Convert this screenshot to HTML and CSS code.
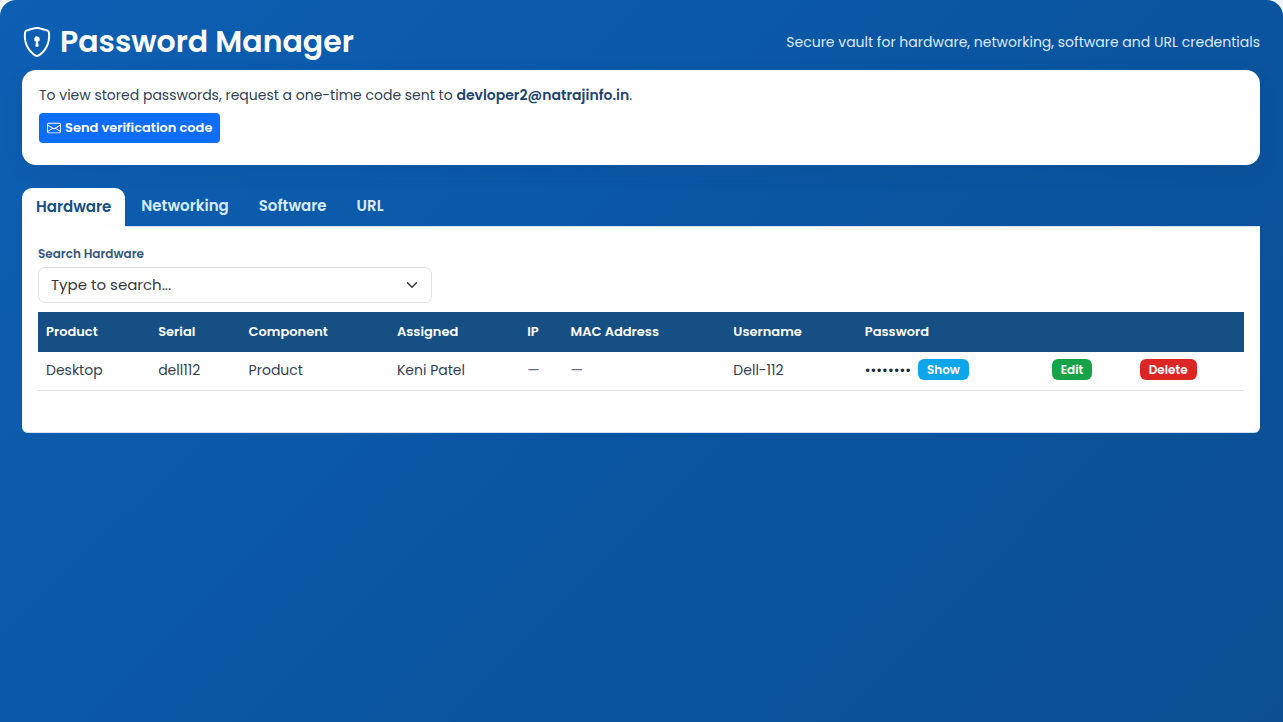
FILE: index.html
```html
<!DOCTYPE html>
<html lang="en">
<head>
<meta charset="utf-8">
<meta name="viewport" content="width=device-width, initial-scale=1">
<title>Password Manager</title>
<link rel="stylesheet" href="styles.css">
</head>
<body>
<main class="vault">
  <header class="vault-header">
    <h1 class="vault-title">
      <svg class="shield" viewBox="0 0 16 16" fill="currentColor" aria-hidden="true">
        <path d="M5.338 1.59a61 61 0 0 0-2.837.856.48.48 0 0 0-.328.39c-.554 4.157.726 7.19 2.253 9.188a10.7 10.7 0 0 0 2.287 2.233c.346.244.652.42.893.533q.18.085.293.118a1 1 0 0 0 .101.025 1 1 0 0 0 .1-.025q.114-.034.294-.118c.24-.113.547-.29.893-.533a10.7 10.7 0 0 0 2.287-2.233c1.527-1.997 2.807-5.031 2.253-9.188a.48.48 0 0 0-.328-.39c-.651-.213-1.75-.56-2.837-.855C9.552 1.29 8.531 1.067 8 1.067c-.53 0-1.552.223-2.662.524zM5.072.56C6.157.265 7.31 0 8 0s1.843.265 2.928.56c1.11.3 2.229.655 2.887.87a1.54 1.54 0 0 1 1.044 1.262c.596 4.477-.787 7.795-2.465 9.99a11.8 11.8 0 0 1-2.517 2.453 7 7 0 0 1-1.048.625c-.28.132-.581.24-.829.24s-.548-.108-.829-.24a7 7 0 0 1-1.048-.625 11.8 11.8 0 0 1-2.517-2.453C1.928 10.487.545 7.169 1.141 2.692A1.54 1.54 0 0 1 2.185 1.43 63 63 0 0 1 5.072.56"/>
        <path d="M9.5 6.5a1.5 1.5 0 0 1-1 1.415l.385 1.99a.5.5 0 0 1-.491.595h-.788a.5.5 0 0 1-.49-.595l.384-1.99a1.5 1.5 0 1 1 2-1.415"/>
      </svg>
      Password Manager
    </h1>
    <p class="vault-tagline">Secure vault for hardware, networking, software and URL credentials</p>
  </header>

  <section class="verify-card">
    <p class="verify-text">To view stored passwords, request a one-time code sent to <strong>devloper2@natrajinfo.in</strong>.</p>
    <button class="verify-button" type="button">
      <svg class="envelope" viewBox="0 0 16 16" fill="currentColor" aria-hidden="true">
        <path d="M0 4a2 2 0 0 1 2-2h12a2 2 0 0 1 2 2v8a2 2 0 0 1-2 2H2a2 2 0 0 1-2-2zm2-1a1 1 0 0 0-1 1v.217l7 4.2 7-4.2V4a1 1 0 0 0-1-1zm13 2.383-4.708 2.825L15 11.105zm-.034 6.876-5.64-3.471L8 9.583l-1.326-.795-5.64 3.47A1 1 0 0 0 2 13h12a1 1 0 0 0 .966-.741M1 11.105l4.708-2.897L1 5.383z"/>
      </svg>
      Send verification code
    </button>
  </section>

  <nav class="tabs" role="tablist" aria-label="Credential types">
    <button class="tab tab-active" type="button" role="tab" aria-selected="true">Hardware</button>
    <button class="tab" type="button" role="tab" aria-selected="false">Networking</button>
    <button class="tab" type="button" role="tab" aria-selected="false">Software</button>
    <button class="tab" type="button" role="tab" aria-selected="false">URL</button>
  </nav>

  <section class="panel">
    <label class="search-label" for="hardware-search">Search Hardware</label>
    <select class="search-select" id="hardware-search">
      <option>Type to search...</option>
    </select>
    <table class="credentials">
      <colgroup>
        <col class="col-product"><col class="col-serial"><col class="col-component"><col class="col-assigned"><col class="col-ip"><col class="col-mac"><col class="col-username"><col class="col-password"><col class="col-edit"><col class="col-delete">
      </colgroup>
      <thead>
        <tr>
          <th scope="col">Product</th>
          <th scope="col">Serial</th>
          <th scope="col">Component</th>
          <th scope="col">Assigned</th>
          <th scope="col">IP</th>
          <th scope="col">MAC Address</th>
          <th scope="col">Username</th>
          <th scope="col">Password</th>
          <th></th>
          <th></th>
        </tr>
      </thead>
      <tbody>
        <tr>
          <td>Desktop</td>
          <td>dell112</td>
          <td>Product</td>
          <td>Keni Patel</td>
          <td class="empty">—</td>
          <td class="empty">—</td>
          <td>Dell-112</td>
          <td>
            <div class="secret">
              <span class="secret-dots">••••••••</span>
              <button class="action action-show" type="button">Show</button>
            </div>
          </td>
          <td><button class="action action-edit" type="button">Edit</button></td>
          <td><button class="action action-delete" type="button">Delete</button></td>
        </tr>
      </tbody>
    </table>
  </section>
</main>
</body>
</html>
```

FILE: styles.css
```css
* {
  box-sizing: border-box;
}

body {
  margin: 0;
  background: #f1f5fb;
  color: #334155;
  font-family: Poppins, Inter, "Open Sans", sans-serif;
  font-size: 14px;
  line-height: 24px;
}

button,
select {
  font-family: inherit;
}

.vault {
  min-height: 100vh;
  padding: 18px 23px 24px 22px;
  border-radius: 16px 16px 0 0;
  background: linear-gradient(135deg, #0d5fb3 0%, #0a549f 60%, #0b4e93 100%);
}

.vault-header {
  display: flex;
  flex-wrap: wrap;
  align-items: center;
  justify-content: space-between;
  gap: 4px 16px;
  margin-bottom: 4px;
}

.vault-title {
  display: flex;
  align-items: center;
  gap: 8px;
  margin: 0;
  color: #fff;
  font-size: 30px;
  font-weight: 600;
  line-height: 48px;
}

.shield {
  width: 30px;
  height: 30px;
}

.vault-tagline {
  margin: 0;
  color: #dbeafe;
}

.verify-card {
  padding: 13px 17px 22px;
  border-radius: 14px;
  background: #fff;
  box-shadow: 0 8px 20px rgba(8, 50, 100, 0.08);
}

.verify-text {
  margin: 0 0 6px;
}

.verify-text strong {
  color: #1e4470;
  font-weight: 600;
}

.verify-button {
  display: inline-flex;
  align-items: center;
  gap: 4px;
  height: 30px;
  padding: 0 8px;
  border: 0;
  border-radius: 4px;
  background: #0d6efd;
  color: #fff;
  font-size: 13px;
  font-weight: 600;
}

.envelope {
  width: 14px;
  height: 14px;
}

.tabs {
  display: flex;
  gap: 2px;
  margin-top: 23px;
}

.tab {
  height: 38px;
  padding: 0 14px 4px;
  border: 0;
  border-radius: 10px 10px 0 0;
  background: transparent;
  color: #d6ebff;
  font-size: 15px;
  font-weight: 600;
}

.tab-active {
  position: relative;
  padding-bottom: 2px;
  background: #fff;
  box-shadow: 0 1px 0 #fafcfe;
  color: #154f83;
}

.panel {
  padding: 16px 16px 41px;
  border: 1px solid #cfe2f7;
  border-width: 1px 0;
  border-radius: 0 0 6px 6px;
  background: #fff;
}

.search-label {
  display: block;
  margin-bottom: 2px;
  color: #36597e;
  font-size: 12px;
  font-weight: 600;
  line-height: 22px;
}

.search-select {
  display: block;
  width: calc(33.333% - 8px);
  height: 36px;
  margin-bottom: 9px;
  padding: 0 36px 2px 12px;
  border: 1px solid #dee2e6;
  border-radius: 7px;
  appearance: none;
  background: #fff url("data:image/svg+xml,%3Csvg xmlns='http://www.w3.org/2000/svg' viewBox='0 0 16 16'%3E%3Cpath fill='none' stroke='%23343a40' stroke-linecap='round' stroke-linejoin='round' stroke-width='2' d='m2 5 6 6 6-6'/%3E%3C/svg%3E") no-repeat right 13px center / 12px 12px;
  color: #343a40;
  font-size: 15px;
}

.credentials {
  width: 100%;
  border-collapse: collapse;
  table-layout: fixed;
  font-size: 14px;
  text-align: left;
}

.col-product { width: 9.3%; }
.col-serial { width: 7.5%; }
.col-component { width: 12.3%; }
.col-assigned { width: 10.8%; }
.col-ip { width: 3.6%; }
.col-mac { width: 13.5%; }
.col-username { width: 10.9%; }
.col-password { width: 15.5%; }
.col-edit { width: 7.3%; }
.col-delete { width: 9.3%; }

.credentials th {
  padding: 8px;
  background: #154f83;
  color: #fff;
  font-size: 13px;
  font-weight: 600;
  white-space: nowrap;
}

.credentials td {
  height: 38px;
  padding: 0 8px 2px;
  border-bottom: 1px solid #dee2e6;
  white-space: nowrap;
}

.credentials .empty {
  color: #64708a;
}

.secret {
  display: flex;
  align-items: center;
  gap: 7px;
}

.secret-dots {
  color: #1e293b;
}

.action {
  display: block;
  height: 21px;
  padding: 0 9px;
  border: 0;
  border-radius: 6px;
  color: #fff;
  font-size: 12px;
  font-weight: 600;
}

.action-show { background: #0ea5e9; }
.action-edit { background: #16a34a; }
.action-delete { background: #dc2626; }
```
■ ■ ■ ■ ■ ■ ■
AIM OF THE EXERCISE: Select every line above that contains the word "code", and copy it.

RESPONSE FOR THIS EXERCISE:
Convert this screenshot to HTML and CSS code.
    <p class="verify-text">To view stored passwords, request a one-time code sent to <strong>devloper2@natrajinfo.in</strong>.</p>
      Send verification code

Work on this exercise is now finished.